Are they going to advance? The Ivory Coast looks as if it will advance for the first time in its history. Yes, it still needs a decision against Greece, but in a battle of contrasting styles, I'd take the Ivory Coast's aerial assault over Greece's defensive man power. Les Elephants' two goals both came by way of headers inside the six. In the first half the Ivory Coast missed at least five of those opportunities, but in the second, within two minutes of Didier Drogba entering the game, they buried the ball past Eiji Kawashima. I'm not saying there was a correlation. I'm also not not saying that, either.
Japan is no pushover. Keisuke Honda is a phenomenal talent in the middle for the Japanese (as evident by his 15' goal on Saturday), but he's also a tremendous facilitator.
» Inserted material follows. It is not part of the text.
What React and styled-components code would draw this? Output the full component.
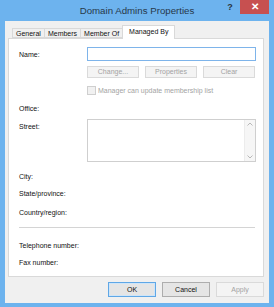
import React from "react";
import styled, { createGlobalStyle } from "styled-components";

const Global = createGlobalStyle`
    html, body {
        margin: 0;
        padding: 0;
        background: #6db3ee;
    }
    * {
        box-sizing: border-box;
    }
`;

const Window = styled.div`
    width: 274px;
    height: 307px;
    background: #6db3ee;
    display: flex;
    flex-direction: column;
    font-family: "Liberation Sans", Arial, sans-serif;
    font-size: 7px;
    color: #111;
`;

const TitleBar = styled.div`
    height: 21px;
    display: grid;
    grid-template-columns: 1fr auto 1fr;
    align-items: start;
`;

const Title = styled.div`
    grid-column: 2;
    font-size: 9.7px;
    line-height: 21px;
    color: #27384a;
    white-space: nowrap;
`;

const Controls = styled.div`
    grid-column: 3;
    justify-self: end;
    display: flex;
    align-items: flex-start;
    margin-right: 5px;
`;

const HelpButton = styled.div`
    width: 20px;
    height: 14px;
    font-size: 9px;
    font-weight: bold;
    line-height: 14px;
    text-align: center;
    color: #2a3440;
`;

const CloseButton = styled.div`
    width: 29px;
    height: 14px;
    background: #c75050;
    color: #fff;
    font-size: 10px;
    font-weight: bold;
    line-height: 13px;
    text-align: center;
`;

const Client = styled.div`
    flex: 1;
    margin: 0 5px 4px 5px;
    background: #f0f0f0;
    display: flex;
    flex-direction: column;
    padding: 4px 5px 0 3px;
`;

const TabStrip = styled.div`
    display: flex;
    align-items: flex-end;
    height: 13px;
    padding-left: 4px;
    position: relative;
    z-index: 1;
`;

const Tab = styled.div`
    height: ${(p) => (p.$active ? "14px" : "10px")};
    padding: 0 ${(p) => (p.$active ? "6px" : "3px")};
    margin: ${(p) => (p.$active ? "0 -1px -1px -1px" : "0")};
    border: 1px solid #d9d9d9;
    border-bottom: ${(p) => (p.$active ? "none" : "1px solid #d9d9d9")};
    border-left: ${(p) => (p.$first || p.$active ? "1px solid #d9d9d9" : "none")};
    background: ${(p) => (p.$active ? "#ffffff" : "#f0f0f0")};
    line-height: ${(p) => (p.$active ? "11px" : "9px")};
    white-space: nowrap;
    color: #111;
`;

const Panel = styled.div`
    height: 239px;
    border: 1px solid #d9d9d9;
    background: #ffffff;
    display: flex;
    flex-direction: column;
    padding: 8px 7px 0 10px;
`;

const Row = styled.div`
    display: flex;
    align-items: ${(p) => (p.$top ? "flex-start" : "center")};
    height: ${(p) => p.$h}px;
    margin-top: ${(p) => p.$mt || 0}px;
`;

const Label = styled.div`
    width: 68px;
    flex: none;
    white-space: nowrap;
    padding-top: ${(p) => p.$pt || 0}px;
`;

const Field = styled.div`
    flex: 1;
    display: flex;
    align-items: center;
    gap: 6px;
    height: 100%;
`;

const TextInput = styled.div`
    flex: 1;
    height: 100%;
    border: 1px solid #7eb4ea;
    background: #fff;
`;

const SmallButton = styled.div`
    width: 52px;
    height: 12px;
    border: 1px solid #dadada;
    background: #f4f4f4;
    color: #a3a3a3;
    text-align: center;
    line-height: 10px;
`;

const CheckBox = styled.div`
    width: 9px;
    height: 9px;
    border: 1px solid #cfcfcf;
    background: #f1f1f1;
    flex: none;
`;

const CheckText = styled.span`
    color: #a3a3a3;
    margin-left: -4px;
`;

const TextArea = styled.div`
    flex: 1;
    height: 100%;
    border: 1px solid #cfcfcf;
    background: #fff;
    display: flex;
    justify-content: flex-end;
`;

const ScrollBar = styled.div`
    width: 11px;
    background: #f6f6f6;
    border-left: 1px solid #ececec;
    display: flex;
    flex-direction: column;
    justify-content: space-between;
    align-items: center;
    padding: 2px 0;
`;

const Divider = styled.div`
    height: 1px;
    background: #d4d4d4;
    margin-top: 8px;
    margin-right: 1px;
`;

const Footer = styled.div`
    display: flex;
    justify-content: flex-end;
    gap: 6px;
    padding-top: 5px;
`;

const DialogButton = styled.div`
    width: 48px;
    height: 15px;
    border: 1px solid ${(p) => (p.$default ? "#5fa7e6" : p.$disabled ? "#dadada" : "#adadad")};
    background: ${(p) => (p.$disabled ? "#f4f4f4" : "#e5e5e5")};
    color: ${(p) => (p.$disabled ? "#a3a3a3" : "#111")};
    text-align: center;
    line-height: 13px;
    box-shadow: ${(p) => (p.$default ? "inset 0 0 0 1px #cfe5f8" : "none")};
`;

const Arrow = ({ up }) => (
    <svg width="6" height="4" viewBox="0 0 6 4">
        <path
            d={up ? "M0.5 3.5 L3 1 L5.5 3.5" : "M0.5 0.5 L3 3 L5.5 0.5"}
            fill="none"
            stroke="#b8b8b8"
            strokeWidth="1"
        />
    </svg>
);

const tabs = ["General", "Members", "Member Of", "Managed By"];

function App() {
    return (
        <Window>
            <Global />
            <TitleBar>
                <Title>Domain Admins Properties</Title>
                <Controls>
                    <HelpButton>?</HelpButton>
                    <CloseButton>✕</CloseButton>
                </Controls>
            </TitleBar>
            <Client>
                <TabStrip>
                    {tabs.map((t, i) => (
                        <Tab key={t} $first={i === 0} $active={i === 3}>
                            {t}
                        </Tab>
                    ))}
                </TabStrip>
                <Panel>
                    <Row $h={14}>
                        <Label>Name:</Label>
                        <Field>
                            <TextInput />
                        </Field>
                    </Row>
                    <Row $h={12} $mt={5}>
                        <Label />
                        <Field>
                            <SmallButton>Change...</SmallButton>
                            <SmallButton>Properties</SmallButton>
                            <SmallButton>Clear</SmallButton>
                        </Field>
                    </Row>
                    <Row $h={12} $mt={6}>
                        <Label />
                        <Field>
                            <CheckBox />
                            <CheckText>Manager can update membership list</CheckText>
                        </Field>
                    </Row>
                    <Row $h={14} $mt={5}>
                        <Label>Office:</Label>
                    </Row>
                    <Row $h={43} $mt={4} $top>
                        <Label $pt={4}>Street:</Label>
                        <Field>
                            <TextArea>
                                <ScrollBar>
                                    <Arrow up />
                                    <Arrow />
                                </ScrollBar>
                            </TextArea>
                        </Field>
                    </Row>
                    <Row $h={14} $mt={7}>
                        <Label>City:</Label>
                    </Row>
                    <Row $h={14} $mt={3}>
                        <Label>State/province:</Label>
                    </Row>
                    <Row $h={14} $mt={5}>
                        <Label>Country/region:</Label>
                    </Row>
                    <Divider />
                    <Row $h={14} $mt={10}>
                        <Label>Telephone number:</Label>
                    </Row>
                    <Row $h={14} $mt={3}>
                        <Label>Fax number:</Label>
                    </Row>
                </Panel>
                <Footer>
                    <DialogButton $default>OK</DialogButton>
                    <DialogButton>Cancel</DialogButton>
                    <DialogButton $disabled>Apply</DialogButton>
                </Footer>
            </Client>
        </Window>
    );
}

export default App;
Defenses game plan to stop the Milan star, but Shinji Okazaki and Shinji Kagawa are both extremely dangerous and can play off Honda as a decoy. Japan probably feels like this game got away. It led the entire first half, but instead of pressing the ball up after its first goal, it was content to let the Ivory Coast pepper its defense (The Ivory Coast had three times as many shots as the Japanese did). Had Japan remained aggressive, (or had Kawashima stopped the second near-post header), who knows what the final score is? They may have their way with a struggling Greek side.
Finishing needs work. The first half was an abysmal showing in terms of goal scoring for the Ivory Coast. They played corners, through balls, lobbed passes and chips, and the Ivory Coast strikers couldn't even put the ball on the frame. Better touches from Salomon Kalou and Yaya Toure and it could've been a four-goal night for the Ivory Coast.